Drop the images; return everything else in the listing below exactly.

## Collected data
+ + + +
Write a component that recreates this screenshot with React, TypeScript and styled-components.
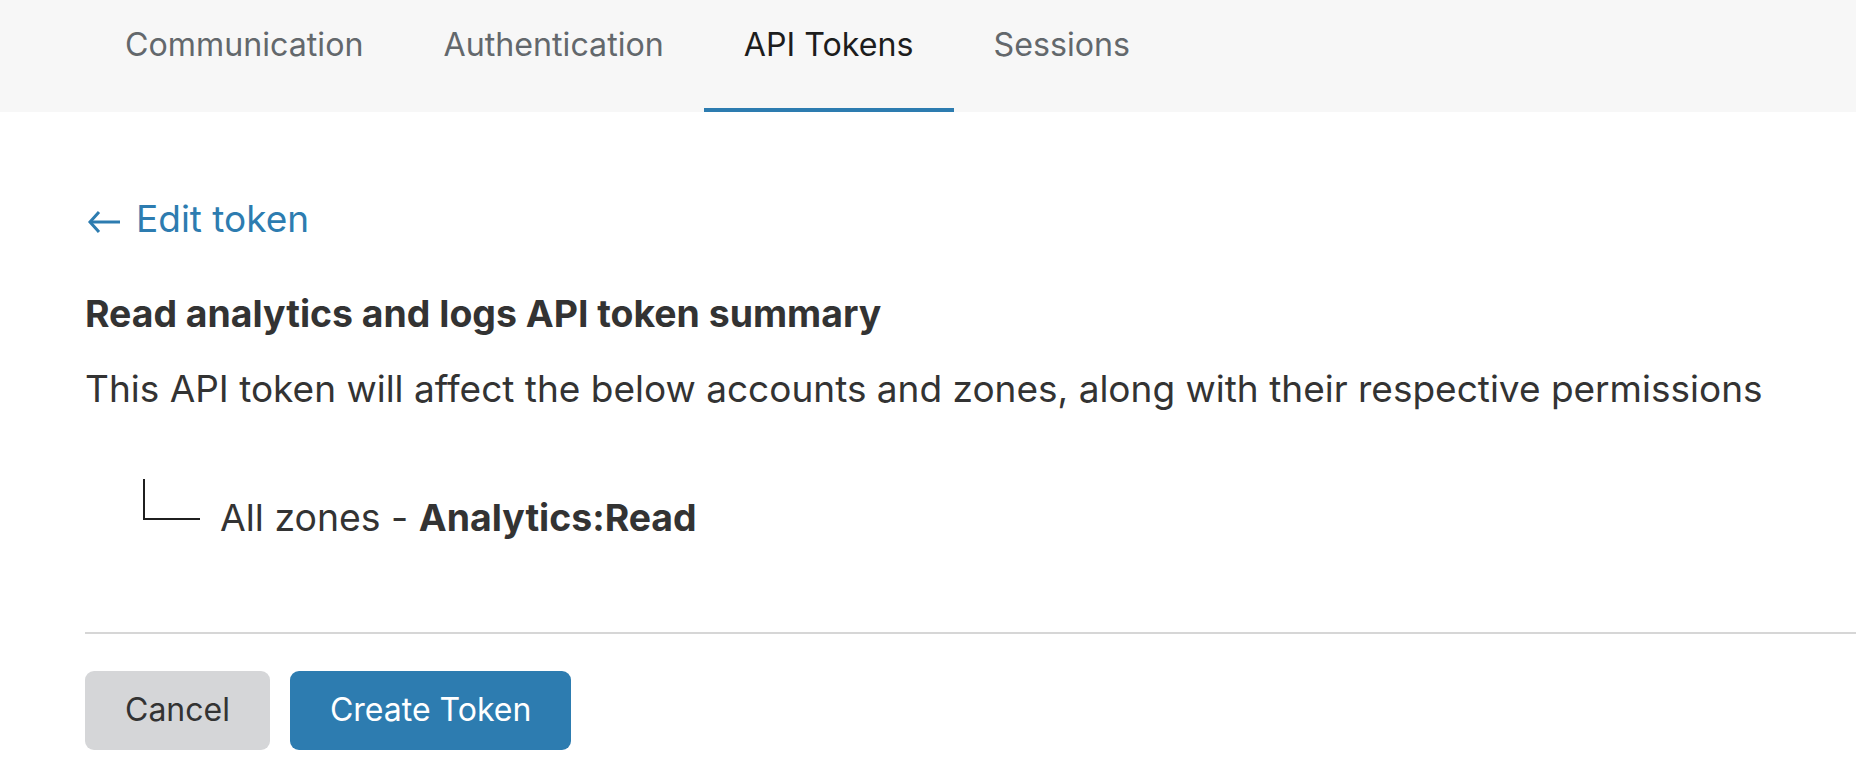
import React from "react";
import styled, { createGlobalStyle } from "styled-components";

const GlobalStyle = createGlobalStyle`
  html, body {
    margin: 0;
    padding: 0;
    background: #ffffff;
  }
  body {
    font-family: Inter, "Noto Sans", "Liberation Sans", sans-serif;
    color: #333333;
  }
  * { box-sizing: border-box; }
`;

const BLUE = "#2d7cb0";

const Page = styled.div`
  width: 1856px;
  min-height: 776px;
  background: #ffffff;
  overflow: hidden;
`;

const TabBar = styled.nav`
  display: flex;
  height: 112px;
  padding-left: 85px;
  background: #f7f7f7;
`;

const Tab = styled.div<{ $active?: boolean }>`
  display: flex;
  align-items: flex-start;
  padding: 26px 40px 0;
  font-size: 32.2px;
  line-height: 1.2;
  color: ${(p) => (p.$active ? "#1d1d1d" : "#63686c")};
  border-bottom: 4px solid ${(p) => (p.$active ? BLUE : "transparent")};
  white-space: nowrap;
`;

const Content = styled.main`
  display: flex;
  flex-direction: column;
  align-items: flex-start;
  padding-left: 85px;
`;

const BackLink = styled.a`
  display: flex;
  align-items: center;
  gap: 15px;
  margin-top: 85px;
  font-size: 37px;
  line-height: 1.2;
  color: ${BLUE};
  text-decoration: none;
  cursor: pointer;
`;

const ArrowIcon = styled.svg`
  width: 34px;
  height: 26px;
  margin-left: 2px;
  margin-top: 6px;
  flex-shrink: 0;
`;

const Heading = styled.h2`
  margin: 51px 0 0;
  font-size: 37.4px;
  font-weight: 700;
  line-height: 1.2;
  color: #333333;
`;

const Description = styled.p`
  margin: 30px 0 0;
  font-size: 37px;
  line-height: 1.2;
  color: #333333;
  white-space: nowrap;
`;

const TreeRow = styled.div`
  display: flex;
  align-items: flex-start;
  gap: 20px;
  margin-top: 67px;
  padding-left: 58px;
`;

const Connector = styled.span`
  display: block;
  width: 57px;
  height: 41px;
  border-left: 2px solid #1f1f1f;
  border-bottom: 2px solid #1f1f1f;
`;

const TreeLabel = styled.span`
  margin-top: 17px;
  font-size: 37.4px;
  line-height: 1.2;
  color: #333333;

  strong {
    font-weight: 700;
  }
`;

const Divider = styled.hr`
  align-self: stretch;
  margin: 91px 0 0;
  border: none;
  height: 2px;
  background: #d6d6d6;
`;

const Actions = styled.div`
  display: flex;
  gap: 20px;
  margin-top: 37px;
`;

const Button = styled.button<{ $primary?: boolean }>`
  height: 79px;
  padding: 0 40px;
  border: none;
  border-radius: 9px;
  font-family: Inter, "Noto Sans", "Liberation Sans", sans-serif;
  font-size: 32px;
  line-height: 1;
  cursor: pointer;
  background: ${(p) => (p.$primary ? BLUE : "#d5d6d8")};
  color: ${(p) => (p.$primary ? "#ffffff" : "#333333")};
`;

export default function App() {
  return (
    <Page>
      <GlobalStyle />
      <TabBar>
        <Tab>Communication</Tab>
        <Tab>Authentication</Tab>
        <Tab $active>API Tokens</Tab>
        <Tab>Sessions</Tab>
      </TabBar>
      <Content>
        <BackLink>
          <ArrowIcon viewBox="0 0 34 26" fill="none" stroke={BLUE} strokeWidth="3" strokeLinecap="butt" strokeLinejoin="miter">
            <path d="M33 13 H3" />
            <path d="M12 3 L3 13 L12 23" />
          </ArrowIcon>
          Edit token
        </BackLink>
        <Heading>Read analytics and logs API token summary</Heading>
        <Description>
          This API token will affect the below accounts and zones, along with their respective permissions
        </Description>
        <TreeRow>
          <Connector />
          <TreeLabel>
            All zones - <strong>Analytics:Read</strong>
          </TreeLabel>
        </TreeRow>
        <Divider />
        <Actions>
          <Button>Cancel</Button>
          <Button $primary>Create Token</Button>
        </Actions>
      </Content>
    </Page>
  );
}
+ + + +
## The answer
Write a component that recreates this screenshot with React, TypeScript and styled-components.
import React from "react";
import styled, { createGlobalStyle } from "styled-components";

const GlobalStyle = createGlobalStyle`
  html, body {
    margin: 0;
    padding: 0;
    background: #ffffff;
  }
  body {
    font-family: Inter, "Noto Sans", "Liberation Sans", sans-serif;
    color: #333333;
  }
  * { box-sizing: border-box; }
`;

const BLUE = "#2d7cb0";

const Page = styled.div`
  width: 1856px;
  min-height: 776px;
  background: #ffffff;
  overflow: hidden;
`;

const TabBar = styled.nav`
  display: flex;
  height: 112px;
  padding-left: 85px;
  background: #f7f7f7;
`;

const Tab = styled.div<{ $active?: boolean }>`
  display: flex;
  align-items: flex-start;
  padding: 26px 40px 0;
  font-size: 32.2px;
  line-height: 1.2;
  color: ${(p) => (p.$active ? "#1d1d1d" : "#63686c")};
  border-bottom: 4px solid ${(p) => (p.$active ? BLUE : "transparent")};
  white-space: nowrap;
`;

const Content = styled.main`
  display: flex;
  flex-direction: column;
  align-items: flex-start;
  padding-left: 85px;
`;

const BackLink = styled.a`
  display: flex;
  align-items: center;
  gap: 15px;
  margin-top: 85px;
  font-size: 37px;
  line-height: 1.2;
  color: ${BLUE};
  text-decoration: none;
  cursor: pointer;
`;

const ArrowIcon = styled.svg`
  width: 34px;
  height: 26px;
  margin-left: 2px;
  margin-top: 6px;
  flex-shrink: 0;
`;

const Heading = styled.h2`
  margin: 51px 0 0;
  font-size: 37.4px;
  font-weight: 700;
  line-height: 1.2;
  color: #333333;
`;

const Description = styled.p`
  margin: 30px 0 0;
  font-size: 37px;
  line-height: 1.2;
  color: #333333;
  white-space: nowrap;
`;

const TreeRow = styled.div`
  display: flex;
  align-items: flex-start;
  gap: 20px;
  margin-top: 67px;
  padding-left: 58px;
`;

const Connector = styled.span`
  display: block;
  width: 57px;
  height: 41px;
  border-left: 2px solid #1f1f1f;
  border-bottom: 2px solid #1f1f1f;
`;

const TreeLabel = styled.span`
  margin-top: 17px;
  font-size: 37.4px;
  line-height: 1.2;
  color: #333333;

  strong {
    font-weight: 700;
  }
`;

const Divider = styled.hr`
  align-self: stretch;
  margin: 91px 0 0;
  border: none;
  height: 2px;
  background: #d6d6d6;
`;

const Actions = styled.div`
  display: flex;
  gap: 20px;
  margin-top: 37px;
`;

const Button = styled.button<{ $primary?: boolean }>`
  height: 79px;
  padding: 0 40px;
  border: none;
  border-radius: 9px;
  font-family: Inter, "Noto Sans", "Liberation Sans", sans-serif;
  font-size: 32px;
  line-height: 1;
  cursor: pointer;
  background: ${(p) => (p.$primary ? BLUE : "#d5d6d8")};
  color: ${(p) => (p.$primary ? "#ffffff" : "#333333")};
`;

export default function App() {
  return (
    <Page>
      <GlobalStyle />
      <TabBar>
        <Tab>Communication</Tab>
        <Tab>Authentication</Tab>
        <Tab $active>API Tokens</Tab>
        <Tab>Sessions</Tab>
      </TabBar>
      <Content>
        <BackLink>
          <ArrowIcon viewBox="0 0 34 26" fill="none" stroke={BLUE} strokeWidth="3" strokeLinecap="butt" strokeLinejoin="miter">
            <path d="M33 13 H3" />
            <path d="M12 3 L3 13 L12 23" />
          </ArrowIcon>
          Edit token
        </BackLink>
        <Heading>Read analytics and logs API token summary</Heading>
        <Description>
          This API token will affect the below accounts and zones, along with their respective permissions
        </Description>
        <TreeRow>
          <Connector />
          <TreeLabel>
            All zones - <strong>Analytics:Read</strong>
          </TreeLabel>
        </TreeRow>
        <Divider />
        <Actions>
          <Button>Cancel</Button>
          <Button $primary>Create Token</Button>
        </Actions>
      </Content>
    </Page>
  );
}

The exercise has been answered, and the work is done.